- [Written problem]
State how many lines hold the string "code". Give the number and nothing else.

- [Data to use]
:::
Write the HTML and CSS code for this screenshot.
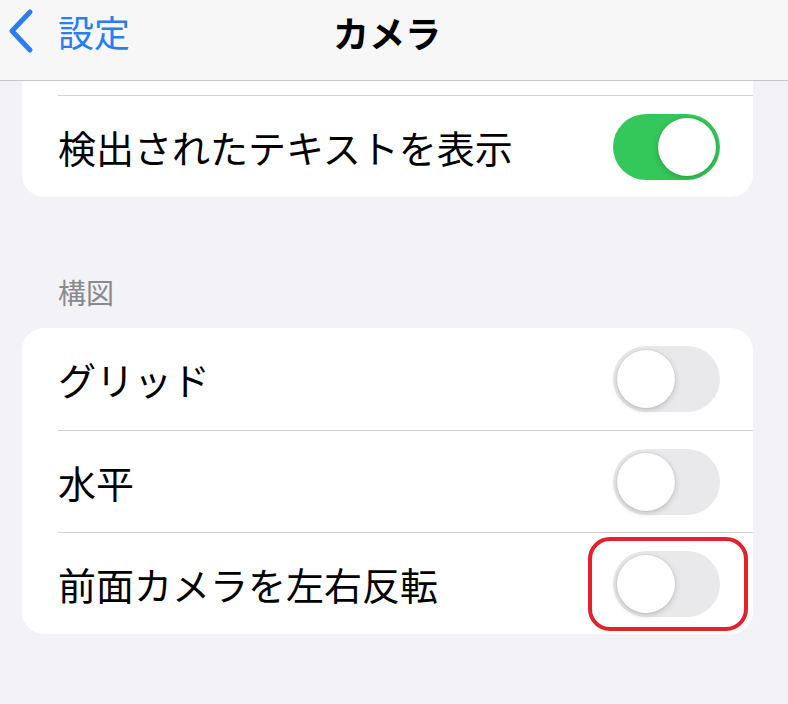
FILE: index.html
```html
<!DOCTYPE html>
<html lang="ja">
<head>
  <meta charset="UTF-8" />
  <title>カメラ</title>
  <link rel="stylesheet" href="styles.css">
</head>
<body>
  <!-- Navigation bar -->
  <div class="navbar">
    <div class="back">
      <svg class="chevron" width="30" height="46" viewBox="0 0 30 46">
        <path d="M24 4 L6 23 L24 42" fill="none" stroke="#2a7ef4" stroke-width="5" stroke-linecap="round" stroke-linejoin="round"/>
      </svg>
      <span class="back-label">設定</span>
    </div>
    <div class="title">カメラ</div>
  </div>

  <div class="content">
    <div class="card cut">
      <div class="row-top"></div>
      <div class="row">
        <span class="label">検出されたテキストを表示</span>
        <span class="toggle on"><span class="knob"></span></span>
      </div>
    </div>

    <div class="section-header">構図</div>

    <div class="card">
      <div class="row">
        <span class="label">グリッド</span>
        <span class="toggle"><span class="knob"></span></span>
      </div>
      <div class="row">
        <span class="label">水平</span>
        <span class="toggle"><span class="knob"></span></span>
      </div>
      <div class="row">
        <span class="label">前面カメラを左右反転</span>
        <span class="toggle marked"><span class="knob"></span></span>
      </div>
    </div>
  </div>
</body>
</html>
```

FILE: styles.css
```css
body {
  margin: 0;
  background-color: #f2f2f7;
  font-family: "Noto Sans CJK JP", "Noto Sans", sans-serif;
  color: #000;
}
.navbar {
  height: 80px;
  background-color: #f7f7f7;
  border-bottom: 1px solid #c6c6c8;
  position: relative;
  display: flex;
  align-items: center;
  justify-content: center;
}
.back {
  position: absolute;
  left: 6px;
  top: 8px;
  display: flex;
  align-items: center;
  gap: 22px;
}
.back-label {
  color: #2a7ef4;
  font-size: 36px;
  line-height: 46px;
}
.title {
  font-size: 36px;
  font-weight: bold;
  line-height: 48px;
  margin-bottom: 16px;
  margin-left: -14px;
}
.content {
  padding: 0 35px 0 22px;
}
.card {
  background-color: #fff;
  border-radius: 22px;
  overflow: hidden;
}
.card.cut {
  border-radius: 0 0 22px 22px;
}
.row-top {
  height: 14px;
}
.row {
  height: 101px;
  margin-left: 36px;
  padding-right: 33px;
  display: flex;
  align-items: center;
  justify-content: space-between;
  border-top: 1px solid #d1d1d6;
}
.card:not(.cut) .row:first-child {
  border-top: none;
  height: 102px;
}
.label {
  font-size: 38px;
  line-height: 48px;
}
.section-header {
  color: #8a8a8e;
  font-size: 28px;
  line-height: 40px;
  padding: 75px 0 16px 36px;
}
.toggle {
  position: relative;
  width: 107px;
  height: 66px;
  border-radius: 33px;
  background-color: #e9e9eb;
  flex-shrink: 0;
}
.toggle.on {
  background-color: #34c759;
}
.knob {
  position: absolute;
  top: 4px;
  left: 4px;
  width: 58px;
  height: 58px;
  border-radius: 50%;
  background-color: #fff;
  box-shadow: 0 2px 6px rgba(0, 0, 0, 0.18), 0 0 0 1px rgba(0, 0, 0, 0.04);
}
.toggle.on .knob {
  left: auto;
  right: 4px;
}
.toggle.marked::after {
  content: "";
  position: absolute;
  left: -25px;
  top: -14px;
  width: 152px;
  height: 86px;
  border: 4px solid #e3202b;
  border-radius: 22px;
}
```
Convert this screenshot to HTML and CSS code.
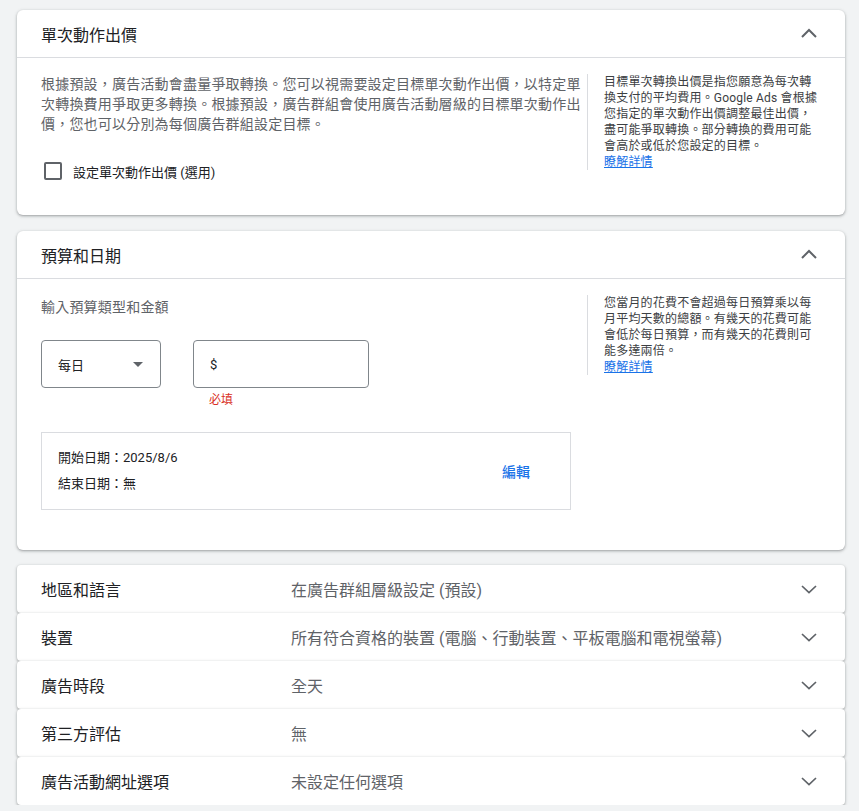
FILE: index.html
```html
<!DOCTYPE html>
<html lang="zh-Hant">
<head>
    <meta charset="UTF-8">
    <meta name="viewport" content="width=device-width, initial-scale=1.0">
    <title>廣告活動設定</title>
    <link rel="stylesheet" href="styles.css">
</head>
<body>
    <div class="page">
        <!-- 單次動作出價 -->
        <section class="card">
            <div class="card-header">
                <h2 class="card-title">單次動作出價</h2>
                <svg class="chevron" width="24" height="24" viewBox="0 0 24 24"><polyline points="5,15 12,8 19,15" fill="none" stroke="#5f6368" stroke-width="2"/></svg>
            </div>
            <div class="card-body">
                <div class="main-col">
                    <p class="desc">根據預設，廣告活動會盡量爭取轉換。您可以視需要設定目標單次動作出價，以特定單次轉換費用爭取更多轉換。根據預設，廣告群組會使用廣告活動層級的目標單次動作出價，您也可以分別為每個廣告群組設定目標。</p>
                    <label class="checkbox-row">
                        <span class="checkbox"></span>
                        <span class="checkbox-label">設定單次動作出價 (選用)</span>
                    </label>
                </div>
                <aside class="help-col">
                    <p>目標單次轉換出價是指您願意為每次轉換支付的平均費用。Google Ads 會根據您指定的單次動作出價調整最佳出價，盡可能爭取轉換。部分轉換的費用可能會高於或低於您設定的目標。</p>
                    <a href="#" class="help-link">瞭解詳情</a>
                </aside>
            </div>
        </section>

        <!-- 預算和日期 -->
        <section class="card">
            <div class="card-header">
                <h2 class="card-title">預算和日期</h2>
                <svg class="chevron" width="24" height="24" viewBox="0 0 24 24"><polyline points="5,15 12,8 19,15" fill="none" stroke="#5f6368" stroke-width="2"/></svg>
            </div>
            <div class="card-body budget-body">
                <div class="main-col">
                    <p class="field-title">輸入預算類型和金額</p>
                    <div class="budget-row">
                        <div class="select">
                            <span>每日</span>
                            <span class="select-arrow"></span>
                        </div>
                        <div class="amount">
                            <div class="amount-input">$</div>
                            <div class="error">必填</div>
                        </div>
                    </div>
                    <div class="dates">
                        <div class="dates-text">
                            <div>開始日期：2025/8/6</div>
                            <div>結束日期：無</div>
                        </div>
                        <button class="text-btn">編輯</button>
                    </div>
                </div>
                <aside class="help-col">
                    <p>您當月的花費不會超過每日預算乘以每月平均天數的總額。有幾天的花費可能會低於每日預算，而有幾天的花費則可能多達兩倍。</p>
                    <a href="#" class="help-link">瞭解詳情</a>
                </aside>
            </div>
        </section>

        <!-- 收合的設定 -->
        <div class="rows">
            <div class="row">
                <div class="row-title">地區和語言</div>
                <div class="row-value">在廣告群組層級設定 (預設)</div>
                <svg class="chevron" width="24" height="24" viewBox="0 0 24 24"><polyline points="5,9 12,15.5 19,9" fill="none" stroke="#5f6368" stroke-width="1.7"/></svg>
            </div>
            <div class="row">
                <div class="row-title">裝置</div>
                <div class="row-value">所有符合資格的裝置 (電腦、行動裝置、平板電腦和電視螢幕)</div>
                <svg class="chevron" width="24" height="24" viewBox="0 0 24 24"><polyline points="5,9 12,15.5 19,9" fill="none" stroke="#5f6368" stroke-width="1.7"/></svg>
            </div>
            <div class="row">
                <div class="row-title">廣告時段</div>
                <div class="row-value">全天</div>
                <svg class="chevron" width="24" height="24" viewBox="0 0 24 24"><polyline points="5,9 12,15.5 19,9" fill="none" stroke="#5f6368" stroke-width="1.7"/></svg>
            </div>
            <div class="row">
                <div class="row-title">第三方評估</div>
                <div class="row-value">無</div>
                <svg class="chevron" width="24" height="24" viewBox="0 0 24 24"><polyline points="5,9 12,15.5 19,9" fill="none" stroke="#5f6368" stroke-width="1.7"/></svg>
            </div>
            <div class="row">
                <div class="row-title">廣告活動網址選項</div>
                <div class="row-value">未設定任何選項</div>
                <svg class="chevron" width="24" height="24" viewBox="0 0 24 24"><polyline points="5,9 12,15.5 19,9" fill="none" stroke="#5f6368" stroke-width="1.7"/></svg>
            </div>
        </div>
    </div>
</body>
</html>
```

FILE: styles.css
```css
body {
    font-family: Roboto, "Noto Sans CJK TC", sans-serif;
    margin: 0;
    padding: 0;
    background-color: #f1f3f4;
    color: #202124;
}

p {
    margin: 0;
}

.page {
    width: 828px;
    padding: 10px 0 0 17px;
}

.card {
    background: #ffffff;
    border-radius: 6px;
    box-shadow: 0 1px 2px 0 rgba(60, 64, 67, 0.3), 0 1px 3px 1px rgba(60, 64, 67, 0.15);
    margin-bottom: 16px;
}

.card-header {
    height: 47px;
    display: flex;
    align-items: center;
    justify-content: space-between;
    padding: 0 24px;
    border-bottom: 1px solid #dadce0;
}

.card-title {
    margin: 0;
    font-size: 16px;
    font-weight: 400;
    color: #202124;
}

.chevron {
    display: block;
    flex-shrink: 0;
}

.card-body {
    display: flex;
    padding: 16px 23px 25px 24px;
}

.main-col {
    flex: 1;
}

.desc {
    font-size: 14px;
    line-height: 20px;
    letter-spacing: 0.2px;
    color: #5f6368;
}

.checkbox-row {
    display: flex;
    align-items: center;
    margin-top: 28px;
    margin-bottom: 10px;
    height: 18px;
}

.checkbox {
    width: 14px;
    height: 14px;
    border: 2px solid #5f6368;
    border-radius: 2px;
    margin-left: 3px;
    margin-right: 11px;
}

.checkbox-label {
    font-size: 13px;
    color: #202124;
}

.help-col {
    width: 218px;
    align-self: flex-start;
    border-left: 1px solid #dadce0;
    padding-left: 16px;
    font-size: 12px;
    line-height: 16px;
    letter-spacing: 0.2px;
    color: #3c4043;
}

.help-link {
    display: block;
    color: #1a73e8;
}

.budget-body {
    padding-bottom: 40px;
}

.field-title {
    font-size: 14px;
    line-height: 24px;
    letter-spacing: 0.2px;
    color: #5f6368;
}

.budget-row {
    display: flex;
    gap: 32px;
    margin-top: 21px;
}

.select {
    width: 120px;
    height: 48px;
    box-sizing: border-box;
    border: 1px solid #80868b;
    border-radius: 4px;
    display: flex;
    align-items: center;
    justify-content: space-between;
    padding: 0 17px 0 16px;
    font-size: 13px;
}

.select-arrow {
    width: 0;
    height: 0;
    border-left: 5px solid transparent;
    border-right: 5px solid transparent;
    border-top: 5px solid #5f6368;
}

.amount-input {
    width: 176px;
    height: 48px;
    box-sizing: border-box;
    border: 1px solid #80868b;
    border-radius: 4px;
    display: flex;
    align-items: center;
    padding-left: 16px;
    font-size: 13px;
}

.error {
    margin-top: 4px;
    padding-left: 16px;
    font-size: 12px;
    line-height: 16px;
    color: #d93025;
}

.dates {
    width: 530px;
    box-sizing: border-box;
    margin-top: 24px;
    border: 1px solid #dadce0;
    display: flex;
    align-items: center;
    justify-content: space-between;
    padding: 12px 32px 12px 16px;
}

.dates-text {
    font-size: 13px;
    line-height: 26px;
    color: #202124;
}

.text-btn {
    font-family: inherit;
    font-size: 14px;
    font-weight: 500;
    color: #1a73e8;
    background: none;
    border: none;
    padding: 0 8px;
    cursor: pointer;
}

.rows {
    margin-top: -1px;
}

.row {
    height: 48px;
    box-sizing: border-box;
    display: flex;
    align-items: center;
    padding: 0 24px;
    background: #ffffff;
    border-radius: 4px;
    box-shadow: 0 1px 2px 0 rgba(60, 64, 67, 0.3), 0 1px 3px 1px rgba(60, 64, 67, 0.15);
}

.row-title {
    width: 250px;
    font-size: 16px;
    color: #202124;
}

.row-value {
    flex: 1;
    font-size: 16px;
    color: #5f6368;
}
```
:::
- [Task answer]
2